Give every line again exactly as it appears, please, but not the pictures.

**DATA EXTRACT:**
- - - - - - -
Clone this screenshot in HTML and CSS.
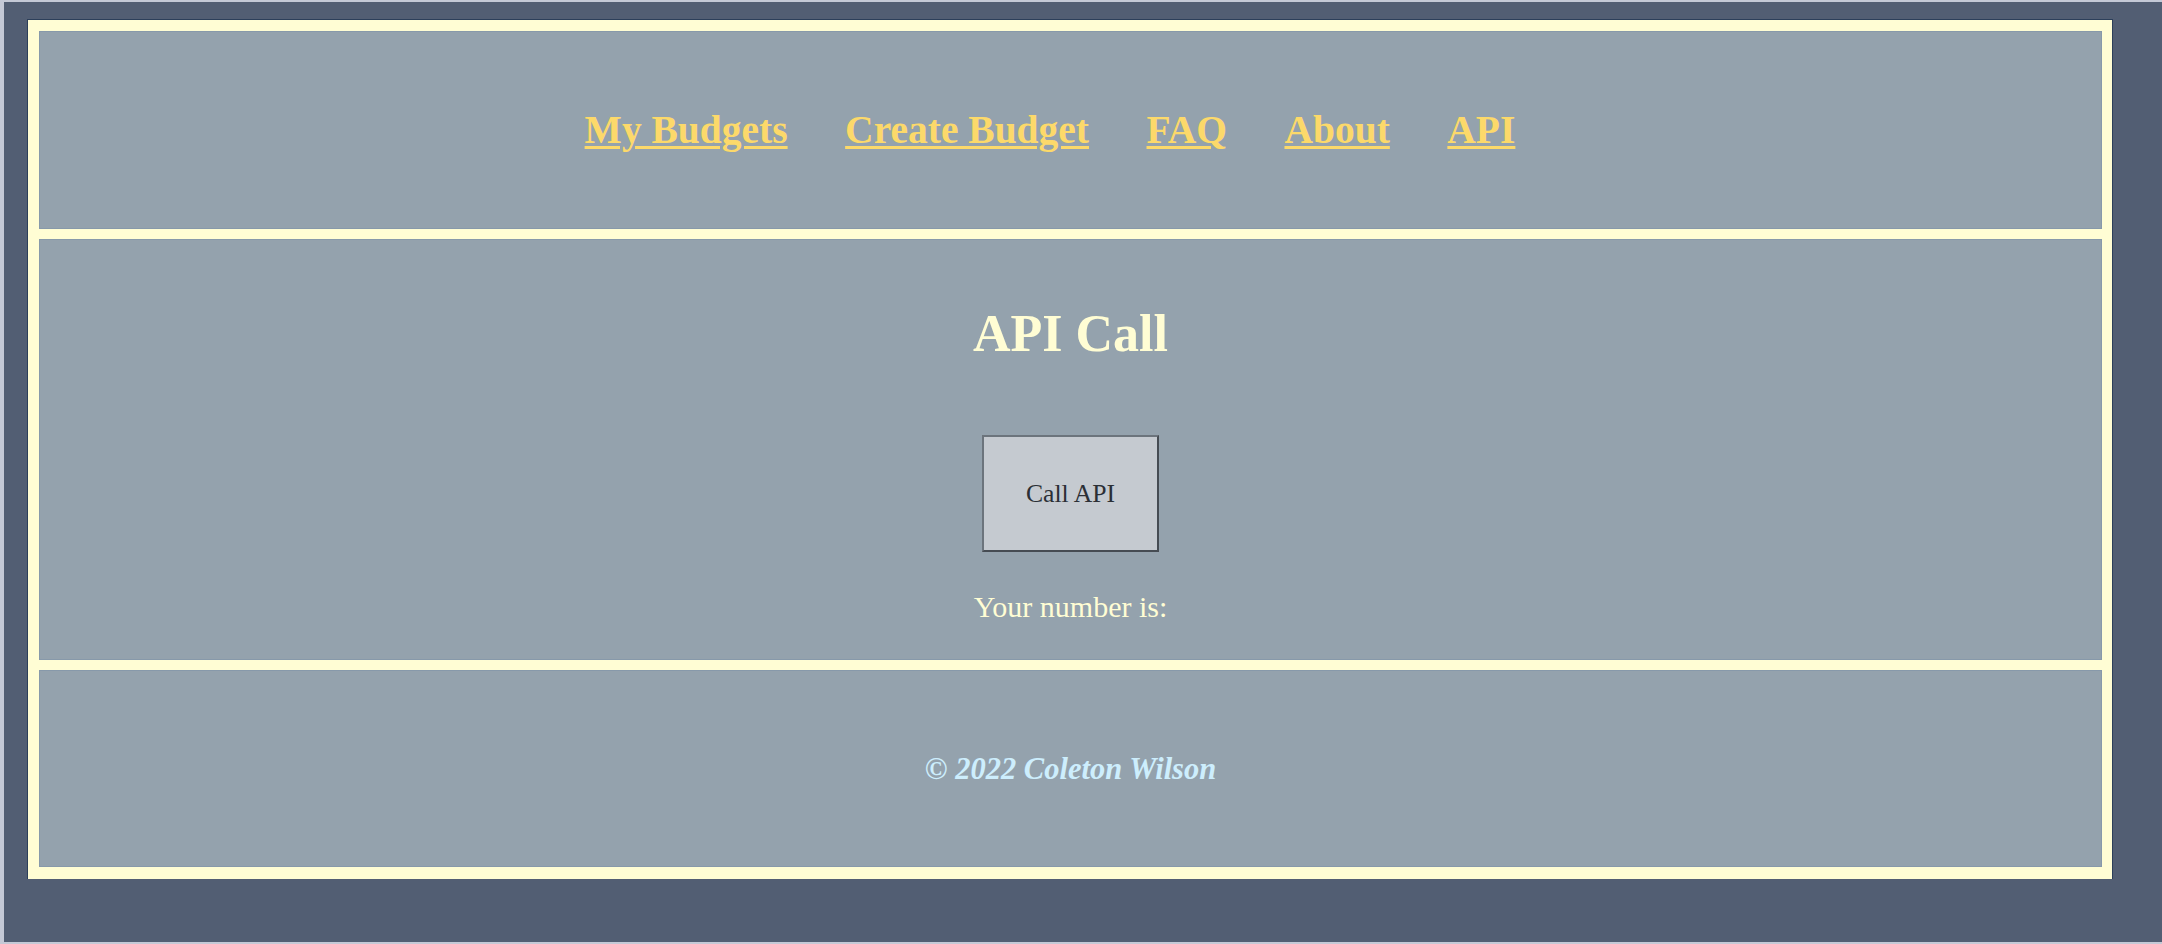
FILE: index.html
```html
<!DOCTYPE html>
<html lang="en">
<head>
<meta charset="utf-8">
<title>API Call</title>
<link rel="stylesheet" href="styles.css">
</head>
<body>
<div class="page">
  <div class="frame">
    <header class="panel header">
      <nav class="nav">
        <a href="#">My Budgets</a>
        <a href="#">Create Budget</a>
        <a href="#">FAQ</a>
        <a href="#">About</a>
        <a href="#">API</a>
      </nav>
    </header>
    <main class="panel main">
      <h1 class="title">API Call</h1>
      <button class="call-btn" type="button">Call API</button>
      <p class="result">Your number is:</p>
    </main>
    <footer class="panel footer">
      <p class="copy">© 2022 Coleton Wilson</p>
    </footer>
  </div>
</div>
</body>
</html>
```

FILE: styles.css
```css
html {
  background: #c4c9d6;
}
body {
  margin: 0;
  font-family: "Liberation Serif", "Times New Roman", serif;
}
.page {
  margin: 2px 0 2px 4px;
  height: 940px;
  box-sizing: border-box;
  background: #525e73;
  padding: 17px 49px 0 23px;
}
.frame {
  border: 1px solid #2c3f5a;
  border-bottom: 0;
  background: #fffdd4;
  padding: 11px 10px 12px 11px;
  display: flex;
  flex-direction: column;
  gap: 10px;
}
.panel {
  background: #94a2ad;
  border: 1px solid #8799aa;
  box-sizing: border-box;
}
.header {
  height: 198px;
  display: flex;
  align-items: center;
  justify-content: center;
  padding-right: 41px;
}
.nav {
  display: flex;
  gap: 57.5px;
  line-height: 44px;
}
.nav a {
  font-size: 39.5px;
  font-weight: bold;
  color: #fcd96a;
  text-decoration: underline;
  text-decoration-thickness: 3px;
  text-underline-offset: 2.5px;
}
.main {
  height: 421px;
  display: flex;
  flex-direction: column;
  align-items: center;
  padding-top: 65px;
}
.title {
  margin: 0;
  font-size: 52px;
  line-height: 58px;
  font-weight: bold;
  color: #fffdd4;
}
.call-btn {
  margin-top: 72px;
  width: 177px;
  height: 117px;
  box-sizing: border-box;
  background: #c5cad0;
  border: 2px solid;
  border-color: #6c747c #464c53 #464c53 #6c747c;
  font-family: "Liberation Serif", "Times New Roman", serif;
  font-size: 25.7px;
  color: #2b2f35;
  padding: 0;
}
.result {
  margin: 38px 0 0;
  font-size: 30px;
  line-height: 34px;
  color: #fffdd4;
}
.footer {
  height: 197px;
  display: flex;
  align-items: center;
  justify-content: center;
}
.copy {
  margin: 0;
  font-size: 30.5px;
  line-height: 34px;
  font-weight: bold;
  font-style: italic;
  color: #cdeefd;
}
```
- - - - - - -
**REPLY TO THE EXERCISE:**
Clone this screenshot in HTML and CSS.
FILE: index.html
```html
<!DOCTYPE html>
<html lang="en">
<head>
<meta charset="utf-8">
<title>API Call</title>
<link rel="stylesheet" href="styles.css">
</head>
<body>
<div class="page">
  <div class="frame">
    <header class="panel header">
      <nav class="nav">
        <a href="#">My Budgets</a>
        <a href="#">Create Budget</a>
        <a href="#">FAQ</a>
        <a href="#">About</a>
        <a href="#">API</a>
      </nav>
    </header>
    <main class="panel main">
      <h1 class="title">API Call</h1>
      <button class="call-btn" type="button">Call API</button>
      <p class="result">Your number is:</p>
    </main>
    <footer class="panel footer">
      <p class="copy">© 2022 Coleton Wilson</p>
    </footer>
  </div>
</div>
</body>
</html>
```

FILE: styles.css
```css
html {
  background: #c4c9d6;
}
body {
  margin: 0;
  font-family: "Liberation Serif", "Times New Roman", serif;
}
.page {
  margin: 2px 0 2px 4px;
  height: 940px;
  box-sizing: border-box;
  background: #525e73;
  padding: 17px 49px 0 23px;
}
.frame {
  border: 1px solid #2c3f5a;
  border-bottom: 0;
  background: #fffdd4;
  padding: 11px 10px 12px 11px;
  display: flex;
  flex-direction: column;
  gap: 10px;
}
.panel {
  background: #94a2ad;
  border: 1px solid #8799aa;
  box-sizing: border-box;
}
.header {
  height: 198px;
  display: flex;
  align-items: center;
  justify-content: center;
  padding-right: 41px;
}
.nav {
  display: flex;
  gap: 57.5px;
  line-height: 44px;
}
.nav a {
  font-size: 39.5px;
  font-weight: bold;
  color: #fcd96a;
  text-decoration: underline;
  text-decoration-thickness: 3px;
  text-underline-offset: 2.5px;
}
.main {
  height: 421px;
  display: flex;
  flex-direction: column;
  align-items: center;
  padding-top: 65px;
}
.title {
  margin: 0;
  font-size: 52px;
  line-height: 58px;
  font-weight: bold;
  color: #fffdd4;
}
.call-btn {
  margin-top: 72px;
  width: 177px;
  height: 117px;
  box-sizing: border-box;
  background: #c5cad0;
  border: 2px solid;
  border-color: #6c747c #464c53 #464c53 #6c747c;
  font-family: "Liberation Serif", "Times New Roman", serif;
  font-size: 25.7px;
  color: #2b2f35;
  padding: 0;
}
.result {
  margin: 38px 0 0;
  font-size: 30px;
  line-height: 34px;
  color: #fffdd4;
}
.footer {
  height: 197px;
  display: flex;
  align-items: center;
  justify-content: center;
}
.copy {
  margin: 0;
  font-size: 30.5px;
  line-height: 34px;
  font-weight: bold;
  font-style: italic;
  color: #cdeefd;
}
```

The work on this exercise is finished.